What a difference a day can make. Yesterday I had the pleasure and privilege of going shooting with my friend Brigitte, one of my favorite mamas. She's also trying to re-claim photography into her life, having had a similar experience to mine (and of course to that many other creative women) wherein the essential generative work of mothering very young children crowds out so much else we used to enjoy with our higher minds: reading. Keeping up with current events. Showering.

So, we had a terrific time -- or at least I did, and Brigitte seemed to be enjoying herself too but was too busy framing images to keep exclaiming, "OMG this is so great! Isn't this fantastic?!" like I seemed unable keep myself from doing, oh every 90 seconds or so. We spent a couple of hours exploring a particularly apocalyptic corner of extreme southeastern Baltimore City known as Fairfield, where there are refineries and tank farms and even, as was strongly evident on the hot and aromatic breeze, a rendering plant. After an overcast day -- cloudy is fine with me, I took my Diana camera and flat light is usually best for what I like to do with toycamera pictures -- as the sun sank toward the horizon there was some really lovely, though often fugitive, evening light breaking from below the cloud cover. Light so nice it makes me want to break out the fancy adjectives: aureate. Pellucid. Then we went for sushi.

By the time shooting and dinner were done it was late and even though I was excited to review the iPhone shots I'd done I knew lacked the mental energy to edit my photos quickly or even well. But I've passed another pleasurable hour this morning looking through yesterday evening's take, and I'm really pretty happy with the one I settled on. Who knows why all four tires on a giant skid loader would have the word "freedom" scrawled on them...but I've recently been very intrigued with "found" language, words appearing in unlikely and unexpected places (as in, see day 9). Beyond the happy finding, though, I have been enjoying the serendipitous composition of this image: the way the slant shape of the loader's front end is mimicked by the fencepost beyond, and both in a kind of call-and-response visual tension with the frame edge.

All this was totally accidental -- I simply cannot frame that intentionally with the iPhone, because it moves as I press the shutter and the photo I get is seldom the photo I was meaning to make. Like Arbus said: "I never have taken a picture I've intended. They're always better, or worse."

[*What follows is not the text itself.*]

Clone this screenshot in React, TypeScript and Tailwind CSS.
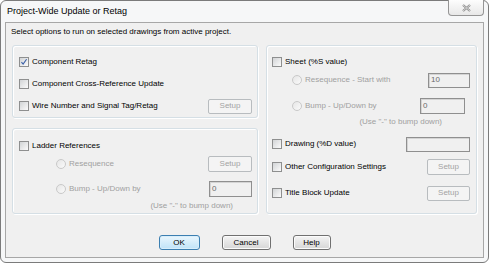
import type { ReactNode } from "react";

function CheckBox({ checked = false }: { checked?: boolean }) {
  return (
    <span className="relative w-[10px] h-[10px] shrink-0 border border-[#8e8f8f] bg-linear-to-br from-[#d2d4d6] to-[#fbfbfb]">
      {checked && (
        <svg viewBox="0 0 10 10" className="absolute inset-0 w-full h-full">
          <path d="M1.8 5.2 L3.9 7.6 L8.2 1.6" fill="none" stroke="#3a5fa8" strokeWidth="1.4" />
        </svg>
      )}
    </span>
  );
}

function Radio() {
  return (
    <span className="w-[10px] h-[10px] shrink-0 rounded-full border border-[#c9c9c9] bg-linear-to-br from-[#e6e6e6] to-[#fafafa]" />
  );
}

function SetupButton({ className = "" }: { className?: string }) {
  return (
    <span
      className={`flex items-center justify-center rounded-[2px] border border-[#b8bcbf] bg-[#f4f4f4] text-[#a3a3a3] ${className}`}
    >
      Setup
    </span>
  );
}

function TextBox({ value = "", className = "" }: { value?: string; className?: string }) {
  return (
    <span
      className={`flex items-center pl-[2px] border border-[#8f8f8f] bg-[#f0f0f0] shadow-[inset_1px_1px_0_#d4d4d4] text-[#6a6a6a] ${className}`}
    >
      {value}
    </span>
  );
}

function CheckRow({ label, checked, className = "", children }: { label: string; checked?: boolean; className?: string; children?: ReactNode }) {
  return (
    <div className={`flex items-center ${className}`}>
      <CheckBox checked={checked} />
      <span className="ml-[3px]">{label}</span>
      {children}
    </div>
  );
}

function RadioRow({ label, className = "", children }: { label: string; className?: string; children?: ReactNode }) {
  return (
    <div className={`flex items-center ${className}`}>
      <Radio />
      <span className="ml-[3px] text-[#a0a0a0]">{label}</span>
      {children}
    </div>
  );
}

function DialogButton({ children, primary = false, className = "" }: { children: ReactNode; primary?: boolean; className?: string }) {
  return (
    <span
      className={`flex items-center justify-center h-[15px] rounded-[3px] border ${
        primary
          ? "border-[#3c7fb1] bg-linear-to-b from-[#eaf6fd] to-[#bfe3f8] shadow-[inset_0_0_0_1px_#d8eefb]"
          : "border-[#707070] bg-linear-to-b from-[#f4f4f4] to-[#d6d6d6] shadow-[inset_0_0_0_1px_#fbfbfb]"
      } ${className}`}
    >
      {children}
    </span>
  );
}

const groupBox = "border border-[#d5dfe5] rounded-[3px] shadow-[inset_1px_1px_0_#ffffff,1px_1px_0_#ffffff]";

export default function App() {
  return (
    <div className="w-[489px] h-[263px] bg-white font-['Liberation_Sans',Arial,sans-serif] text-[8px] leading-none text-black select-none">
      <div className="w-full h-full flex flex-col border border-[#7b7b7b] rounded-[6px] bg-[#f6f7f8]">
        {/* Title bar */}
        <div className="h-[21px] flex items-center justify-between pl-[6px] pr-[4px]">
          <span className="text-[9px]">Project-Wide Update or Retag</span>
          <span className="self-start -mt-px w-[36px] h-[16px] flex items-center justify-center border border-t-0 border-[#959595] rounded-b-[4px] bg-linear-to-b from-[#fdfdfd] to-[#e8e8e8]">
            <svg viewBox="0 0 9 8" className="w-[9px] h-[8px]">
              <path d="M1 1 L8 7 M8 1 L1 7" stroke="#8a8a8a" strokeWidth="2.2" />
              <path d="M1 1 L8 7 M8 1 L1 7" stroke="#f2f2f2" strokeWidth="0.7" />
            </svg>
          </span>
        </div>

        {/* Client area */}
        <div className="flex-1 mx-[4px] mb-[4px] border border-[#a7a7a7] bg-[#f0f0f0] flex flex-col">
          <div className="h-[22px] pt-[5px] pl-[5px]">
            Select options to run on selected drawings from active project.
          </div>

          <div className="flex gap-[8px] px-[6px]">
            <div className="w-[246px] flex flex-col gap-[10px]">
              <div className={`h-[73px] pt-[5px] pl-[6px] pr-[5px] flex flex-col ${groupBox}`}>
                <CheckRow label="Component Retag" checked className="h-[22px]" />
                <CheckRow label="Component Cross-Reference Update" className="h-[22px]" />
                <CheckRow label="Wire Number and Signal Tag/Retag" className="h-[22px]">
                  <SetupButton className="ml-auto w-[44px] h-[15px]" />
                </CheckRow>
              </div>

              <div className={`h-[86px] pt-[8px] pl-[6px] pr-[5px] flex flex-col ${groupBox}`}>
                <CheckRow label="Ladder References" className="h-[18px]" />
                <RadioRow label="Resequence" className="h-[18px] pl-[37px]">
                  <SetupButton className="ml-auto w-[44px] h-[16px]" />
                </RadioRow>
                <RadioRow label="Bump - Up/Down by" className="mt-[8px] h-[16px] pl-[37px]">
                  <TextBox value="0" className="ml-auto w-[43px] h-[16px]" />
                </RadioRow>
                <div className="mt-[4px] h-[10px] flex items-center justify-end pr-[19px] text-[#a0a0a0]">
                  (Use "-" to bump down)
                </div>
              </div>
            </div>

            <div className={`w-[211px] h-[169px] pt-[7px] pl-[5px] pr-[6px] flex flex-col ${groupBox}`}>
              <CheckRow label="Sheet (%S value)" className="h-[18px]" />
              <RadioRow label="Resequence - Start with" className="h-[18px] pl-[20px]">
                <TextBox value="10" className="ml-auto w-[42px] h-[15px]" />
              </RadioRow>
              <RadioRow label="Bump - Up/Down by" className="mt-[9px] h-[16px] pl-[20px]">
                <TextBox value="0" className="ml-auto mr-[5px] w-[45px] h-[16px]" />
              </RadioRow>
              <div className="mt-[3px] h-[10px] flex items-center justify-end pr-[28px] text-[#a0a0a0]">
                (Use "-" to bump down)
              </div>
              <CheckRow label="Drawing (%D value)" className="mt-[9px] h-[16px]">
                <TextBox className="ml-auto w-[64px] h-[15px]" />
              </CheckRow>
              <CheckRow label="Other Configuration Settings" className="mt-[7px] h-[16px]">
                <SetupButton className="ml-auto w-[43px] h-[16px]" />
              </CheckRow>
              <CheckRow label="Title Block Update" className="mt-[10px] h-[16px]">
                <SetupButton className="ml-auto w-[43px] h-[15px]" />
              </CheckRow>
            </div>
          </div>

          <div className="mt-[21px] flex justify-center gap-[22px]">
            <DialogButton primary className="w-[41px]">OK</DialogButton>
            <DialogButton className="w-[49px]">Cancel</DialogButton>
            <DialogButton className="w-[38px]">Help</DialogButton>
          </div>
        </div>
      </div>
    </div>
  );
}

(An aside about Arbus: Two days ago, July 26th, was the 40th anniversary of her suicide -- a day I quietly mark each year. Arbus has been an extremely important influence on my own work, of course aesthetically so but more in the bravery and forthrightness with which she approached making pictures. Her unflinching way of looking, which I have never found to be exploitative or denigrating: Arbus looked, because she wanted to see. Not to judge or look down on someone she approached as subject, but to build a bridge between. I often see great empathy in her work, though undeniably her own great alienation is powerfully within as well.)

I think I've taken so seamlessly to shooting with the iPhone because, as I've mentioned before, it's so similar in process to shooting with plastic cameras -- the unpredictability. The utter lack of control. When I began shooting intensively with plastics I eventually began trying to control them -- trying to adjust the shutter springs to make reliably uniform exposures, taping the bodies to prevent light leaks, using filters. Then one day I happened to look at my highly modified camera and suddenly i just *got* it -- the whole point of using a toy camera is to GIVE UP control, not exert it. I peeled off all the tape and now just take the toys as they come, with all their quirks and foibles. I want predictability, I've got cameras that will do that in microcalibrated microdetail. I want surprise and the possibility of delight -- even with the equal risk of disaster -- then it's time for toys. Or, to a certain extent, the iPhone -- mine, anyway, seems to have a mind of its own. Make that an eye of its own.